## 数据预处理

In [3]:
import numpy as np

In [4]:
import pandas as pd
from sklearn.preprocessing import LabelEncoder, MinMaxScaler

# 1. 加载数据
movies = pd.read_csv('/Users/bytedance/Desktop/MovieLens-Recommendation-System/data/ml-1m/movies.csv')
ratings = pd.read_csv('/Users/bytedance/Desktop/MovieLens-Recommendation-System/data/ml-1m/ratings.csv')
users = pd.read_csv('/Users/bytedance/Desktop/MovieLens-Recommendation-System/data/ml-1m/users.csv')

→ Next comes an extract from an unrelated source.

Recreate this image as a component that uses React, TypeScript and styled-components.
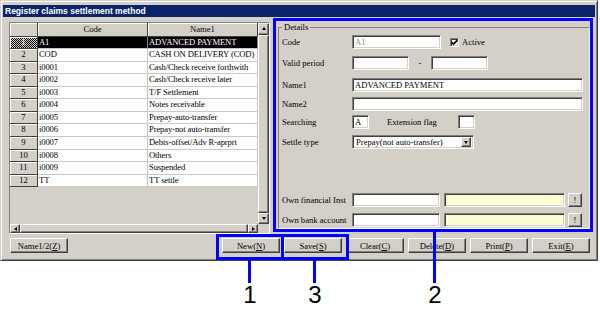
import styled, { createGlobalStyle } from "styled-components";

const GlobalStyle = createGlobalStyle`
  * { box-sizing: border-box; }
  body {
    margin: 0;
    background: #fff;
  }
`;

const serif = `"Liberation Serif", "Times New Roman", serif`;
const face = "#d4d0c8";

const raised = `
  background: ${face};
  border: 1px solid;
  border-color: #fff #404040 #404040 #fff;
  box-shadow: inset -1px -1px #808080;
`;

const sunken = `
  border: 1px solid;
  border-color: #808080 #fff #fff #808080;
  box-shadow: inset 1px 1px #404040, inset -1px -1px ${face};
`;

const Page = styled.div`
  position: relative;
  width: 600px;
  height: 312px;
  overflow: hidden;
  font-family: ${serif};
  font-size: 8.6px;
  color: #000;
`;

const Window = styled.div`
  width: 598px;
  height: 261px;
  padding: 4px 2px 0 2px;
  background: ${face};
  border: 1px solid;
  border-color: ${face} #404040 #404040 ${face};
  box-shadow: inset 1px 1px #fff, inset -1px -1px #808080;
`;

const TitleBar = styled.div`
  height: 12px;
  padding-left: 2px;
  background: #0a246a;
  color: #fff;
  font-family: "Liberation Sans", Arial, sans-serif;
  font-weight: 700;
  font-size: 8.5px;
  line-height: 12px;
  white-space: nowrap;
`;

const Main = styled.div`
  display: flex;
  align-items: flex-start;
  padding: 5px 0 0 6px;
`;

const GridFrame = styled.div`
  width: 261px;
  height: 212px;
  border: 1px solid;
  border-color: #808080 #fff #fff #808080;
  display: grid;
  grid-template-columns: 1fr 11px;
  grid-template-rows: 1fr 9px;
`;

const TableArea = styled.div`
  background: ${face};
  overflow: hidden;
`;

const Table = styled.div`
  display: grid;
  grid-template-columns: 28px 110px 110px;
  grid-template-rows: 13.6px;
  grid-auto-rows: 12.55px;
`;

const HeadCell = styled.div`
  background: ${face};
  border-right: 1px solid #404040;
  border-bottom: 1px solid #404040;
  box-shadow: inset 1px 1px #fff;
  text-align: center;
  line-height: 12.6px;
  white-space: nowrap;
  overflow: hidden;
`;

const RowHead = styled(HeadCell)<{ $active?: boolean }>`
  line-height: 11.55px;
  ${(p) =>
    p.$active &&
    `
    background: repeating-conic-gradient(#000 0 25%, ${face} 0 50%) 0 0 / 2px 2px;
    color: #fff;
  `}
`;

const DataCell = styled.div<{ $selected?: boolean }>`
  background: ${(p) => (p.$selected ? "#000" : "#fff")};
  color: ${(p) => (p.$selected ? "#fff" : "#000")};
  border-right: 1px solid ${(p) => (p.$selected ? "#808080" : "#c8c8c8")};
  border-bottom: 1px solid #c8c8c8;
  padding-left: 1px;
  line-height: 11.55px;
  letter-spacing: -0.12px;
  white-space: nowrap;
  overflow: hidden;
`;

const VScroll = styled.div`
  display: flex;
  flex-direction: column;
  background: #ebe9e4;
`;

const HScroll = styled.div`
  display: flex;
  background: #ebe9e4;
`;

const ScrollBtn = styled.div<{ $w: number; $h: number }>`
  ${raised}
  width: ${(p) => p.$w}px;
  height: ${(p) => p.$h}px;
  flex-shrink: 0;
  display: flex;
  align-items: center;
  justify-content: center;
`;

const Thumb = styled.div`
  ${raised}
  flex: 1;
`;

const Corner = styled.div`
  background: ${face};
`;

type Dir = "up" | "down" | "left" | "right";

const Arrow = styled.span<{ $dir: Dir }>`
  width: 0;
  height: 0;
  border: 2.5px solid transparent;
  ${(p) =>
    p.$dir === "up"
      ? "border-bottom: 3px solid #000; border-top-width: 0; margin-top: -1px;"
      : p.$dir === "down"
      ? "border-top: 3px solid #000; border-bottom-width: 0;"
      : p.$dir === "left"
      ? "border-right: 3px solid #000; border-left-width: 0;"
      : "border-left: 3px solid #000; border-right-width: 0;"}
`;

const GroupBox = styled.fieldset`
  margin: 0 0 0 8px;
  padding: 0 5px 0 3px;
  width: 312px;
  height: 207px;
  min-width: 0;
  border: 1px solid #808080;
  border-right-color: #fff;
  border-bottom-color: #fff;
  box-shadow: 1px 0 #808080, 0 1px #808080;
`;

const Legend = styled.legend`
  padding: 0 2px;
  line-height: 10px;
  font-size: 8.6px;
`;

const FieldRow = styled.div<{ $mt: number }>`
  display: flex;
  align-items: center;
  height: 14px;
  margin-top: ${(p) => p.$mt}px;
`;

const Label = styled.span<{ $w: number; $ml?: number }>`
  width: ${(p) => p.$w}px;
  margin-left: ${(p) => p.$ml ?? 0}px;
  flex-shrink: 0;
  white-space: nowrap;
`;

const TextBox = styled.input<{ $w: number; $bg?: string; $muted?: boolean; $ml?: number }>`
  ${sunken}
  width: ${(p) => p.$w}px;
  height: 14px;
  flex-shrink: 0;
  padding: 0 2px;
  margin: 0 0 0 ${(p) => p.$ml ?? 0}px;
  background: ${(p) => p.$bg ?? "#fff"};
  color: ${(p) => (p.$muted ? "#8a8a8a" : "#000")};
  font-family: ${serif};
  font-size: 8.6px;
  outline: none;
`;

const Dash = styled.span`
  width: 22px;
  text-align: center;
`;

const CheckBox = styled.span`
  ${sunken}
  width: 9px;
  height: 9px;
  margin: 0 3px 0 9px;
  background: #fff;
  display: flex;
  align-items: center;
  justify-content: center;
`;

const Select = styled.div`
  ${sunken}
  width: 122px;
  height: 14px;
  background: #fff;
  display: flex;
  align-items: center;
  padding: 2px 2px 2px 3px;
`;

const SelectText = styled.span`
  flex: 1;
  white-space: nowrap;
`;

const SelectBtn = styled.span`
  ${raised}
  width: 10px;
  height: 10px;
  display: flex;
  align-items: center;
  justify-content: center;
`;

const LookupBtn = styled.span`
  ${raised}
  width: 14px;
  height: 14px;
  margin-left: 3px;
  display: flex;
  align-items: center;
  justify-content: center;
  font-size: 8.6px;
`;

const Footer = styled.div`
  display: flex;
  align-items: center;
  margin-top: 4px;
  padding: 0 5px 0 7px;
`;

const ButtonGroup = styled.div`
  display: flex;
  gap: 4px;
  margin-left: auto;
`;

const Button = styled.button`
  ${raised}
  width: 58px;
  height: 15px;
  padding: 0;
  font-family: ${serif};
  font-size: 8.6px;
  color: #000;
  line-height: 12px;
`;

const CalloutBox = styled.div<{ $x: number; $y: number; $w: number; $h: number }>`
  position: absolute;
  left: ${(p) => p.$x}px;
  top: ${(p) => p.$y}px;
  width: ${(p) => p.$w}px;
  height: ${(p) => p.$h}px;
  border: 3px solid #0000ff;
`;

const Leader = styled.div<{ $x: number; $y: number; $h: number }>`
  position: absolute;
  left: ${(p) => p.$x}px;
  top: ${(p) => p.$y}px;
  width: 3px;
  height: ${(p) => p.$h}px;
  background: #0000ff;
`;

const CalloutNum = styled.div<{ $x: number }>`
  position: absolute;
  top: 283px;
  left: ${(p) => p.$x - 10}px;
  width: 20px;
  text-align: center;
  font-family: "Liberation Sans", Arial, sans-serif;
  font-size: 24px;
  line-height: 24px;
`;

const rows = [
  ["A1", "ADVANCED PAYMENT"],
  ["COD", "CASH ON DELIVERY (COD)"],
  ["i0001", "Cash/Check receive forthwith"],
  ["i0002", "Cash/Check receive later"],
  ["i0003", "T/F Settlement"],
  ["i0004", "Notes receivable"],
  ["i0005", "Prepay-auto-transfer"],
  ["i0006", "Prepay-not auto-transfer"],
  ["i0007", "Debts-offset/Adv R-aprprt"],
  ["i0008", "Others"],
  ["i0009", "Suspended"],
  ["TT", "TT settle"],
];

const App = () => {
  return (
    <Page>
      <GlobalStyle />
      <Window>
        <TitleBar>Register claims settlement method</TitleBar>
        <Main>
          <GridFrame>
            <TableArea>
              <Table>
                <HeadCell />
                <HeadCell>Code</HeadCell>
                <HeadCell>Name1</HeadCell>
                {rows.flatMap(([code, name], i) => [
                  <RowHead key={`h${i}`} $active={i === 0}>{i + 1}</RowHead>,
                  <DataCell key={`c${i}`} $selected={i === 0}>{code}</DataCell>,
                  <DataCell key={`n${i}`} $selected={i === 0}>{name}</DataCell>,
                ])}
              </Table>
            </TableArea>
            <VScroll>
              <ScrollBtn $w={11} $h={12}><Arrow $dir="up" /></ScrollBtn>
              <Thumb />
              <ScrollBtn $w={11} $h={11}><Arrow $dir="down" /></ScrollBtn>
            </VScroll>
            <HScroll>
              <ScrollBtn $w={10} $h={9}><Arrow $dir="left" /></ScrollBtn>
              <Thumb />
              <ScrollBtn $w={10} $h={9}><Arrow $dir="right" /></ScrollBtn>
            </HScroll>
            <Corner />
          </GridFrame>

          <GroupBox>
            <Legend>Details</Legend>
            <FieldRow $mt={3}>
              <Label $w={70}>Code</Label>
              <TextBox $w={89} $muted readOnly value="A1" />
              <CheckBox>
                <svg width="7" height="7" viewBox="0 0 7 7">
                  <path d="M0.5 3 L2.5 5 L6.5 1" fill="none" stroke="#000" strokeWidth="1.6" />
                </svg>
              </CheckBox>
              <span>Active</span>
            </FieldRow>
            <FieldRow $mt={7}>
              <Label $w={70}>Valid period</Label>
              <TextBox $w={57} readOnly value="" />
              <Dash>-</Dash>
              <TextBox $w={57} readOnly value="" />
            </FieldRow>
            <FieldRow $mt={8}>
              <Label $w={70}>Name1</Label>
              <TextBox $w={231} readOnly value="ADVANCED PAYMENT" />
            </FieldRow>
            <FieldRow $mt={5}>
              <Label $w={70}>Name2</Label>
              <TextBox $w={231} readOnly value="" />
            </FieldRow>
            <FieldRow $mt={4}>
              <Label $w={70}>Searching</Label>
              <TextBox $w={17} readOnly value="A" />
              <Label $w={71} $ml={18}>Extension flag</Label>
              <TextBox $w={17} readOnly value="" />
            </FieldRow>
            <FieldRow $mt={6}>
              <Label $w={70}>Settle type</Label>
              <Select>
                <SelectText>Prepay(not auto-transfer)</SelectText>
                <SelectBtn><Arrow $dir="down" /></SelectBtn>
              </Select>
            </FieldRow>
            <FieldRow $mt={44}>
              <Label $w={70}>Own financial Inst</Label>
              <TextBox $w={88} readOnly value="" />
              <TextBox $w={121} $bg="#fcfbd2" $ml={4} readOnly value="" />
              <LookupBtn>!</LookupBtn>
            </FieldRow>
            <FieldRow $mt={6}>
              <Label $w={70}>Own bank account</Label>
              <TextBox $w={88} readOnly value="" />
              <TextBox $w={121} $bg="#fcfbd2" $ml={4} readOnly value="" />
              <LookupBtn>!</LookupBtn>
            </FieldRow>
          </GroupBox>
        </Main>

        <Footer>
          <Button>Name1/2(<u>Z</u>)</Button>
          <ButtonGroup>
            <Button>New(<u>N</u>)</Button>
            <Button>Save(<u>S</u>)</Button>
            <Button>Clear(<u>C</u>)</Button>
            <Button>Delete(<u>D</u>)</Button>
            <Button>Print(<u>P</u>)</Button>
            <Button>Exit(<u>E</u>)</Button>
          </ButtonGroup>
        </Footer>
      </Window>

      <CalloutBox $x={273} $y={18} $w={320} $h={214} />
      <CalloutBox $x={216} $y={234} $w={133} $h={26} />
      <Leader $x={281} $y={234} $h={26} />
      <Leader $x={248} $y={260} $h={23} />
      <Leader $x={313} $y={260} $h={23} />
      <Leader $x={433} $y={232} $h={51} />
      <CalloutNum $x={250}>1</CalloutNum>
      <CalloutNum $x={315}>3</CalloutNum>
      <CalloutNum $x={435}>2</CalloutNum>
    </Page>
  );
};

export default App;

# 2. 将评分转换为隐式反馈(假设rating>=4为正样本)
ratings['label'] = (ratings['rating'] >= 4).astype(int)

# 3. 处理电影类型特征(多值特征)
movies['genres'] = movies['genres'].str.split('|')
genre_list = list(set(g for genres in movies['genres'] for g in genres))
for genre in genre_list:
    movies[f'genre_{genre}'] = movies['genres'].apply(lambda x: int(genre in x))

# 4. 编码分类特征
user_features = ['user_id', 'gender', 'age', 'occupation']
movie_features = ['movie_id'] + [f'genre_{g}' for g in genre_list]

# 5. 构建用户历史行为序列
# 按时间戳排序
ratings = ratings.sort_values(['user_id', 'timestamp'])
# 为每个用户保留最近的50次行为作为历史序列
user_hist = ratings.groupby('user_id').tail(50)

## 构建DIN模型

In [5]:
import tensorflow as tf
from tensorflow.keras.layers import *
from tensorflow.keras.models import Model

def build_din_model(num_users, num_movies, genre_size, max_seq_length=50):
    # 输入层
    # 用户特征
    user_id_input = Input(shape=(1,), name='user_id')
    gender_input = Input(shape=(1,), name='gender')
    age_input = Input(shape=(1,), name='age')
    occupation_input = Input(shape=(1,), name='occupation')
    
    # 电影特征
    movie_id_input = Input(shape=(1,), name='movie_id')
    movie_genres_input = Input(shape=(genre_size,), name='movie_genres')
    
    # 历史电影特征
    hist_movie_ids_input = Input(shape=(max_seq_length,), name='hist_movie_ids')
    hist_movie_genres_input = Input(shape=(max_seq_length, genre_size), name='hist_movie_genres')
    
    # 嵌入层
    user_id_embed = Embedding(num_users, 16)(user_id_input)
    gender_embed = Embedding(2, 4)(gender_input)
    age_embed = Embedding(7, 4)(age_input)  # age是1-7的类别
    occupation_embed = Embedding(21, 4)(occupation_input)  # 0-20共21个职业
    
    movie_id_embed = Embedding(num_movies, 16)(movie_id_input)
    hist_movie_ids_embed = Embedding(num_movies, 16)(hist_movie_ids_input)
    
    # 拼接用户特征
    user_embed = Concatenate()([
        Flatten()(user_id_embed),
        Flatten()(gender_embed),
        Flatten()(age_embed),
        Flatten()(occupation_embed)
    ])
    
    # 候选物品特征
    candidate_embed = Concatenate()([
        Flatten()(movie_id_embed),
        Flatten()(movie_genres_input)
    ])
    
    # 历史行为序列处理
    hist_movie_embeds = TimeDistributed(
        Concatenate()([
            Flatten()(hist_movie_ids_embed),
            Flatten()(hist_movie_genres_input)
        ])
    )
    
    # 注意力机制
    attention_output = AttentionLayer()([candidate_embed, hist_movie_embeds])
    
    # 深度网络
    deep_input = Concatenate()([user_embed, candidate_embed, attention_output])
    dnn_output = Dense(128, activation='relu')(deep_input)
    dnn_output = Dense(64, activation='relu')(dnn_output)
    
    # 输出层
    output = Dense(1, activation='sigmoid')(dnn_output)
    
    model = Model(inputs=[
        user_id_input, gender_input, age_input, occupation_input,
        movie_id_input, movie_genres_input,
        hist_movie_ids_input, hist_movie_genres_input
    ], outputs=output)
    
    return model



In [6]:
# 注意力层
class AttentionLayer(Layer):
    def __init__(self, **kwargs):
        super(AttentionLayer, self).__init__(**kwargs)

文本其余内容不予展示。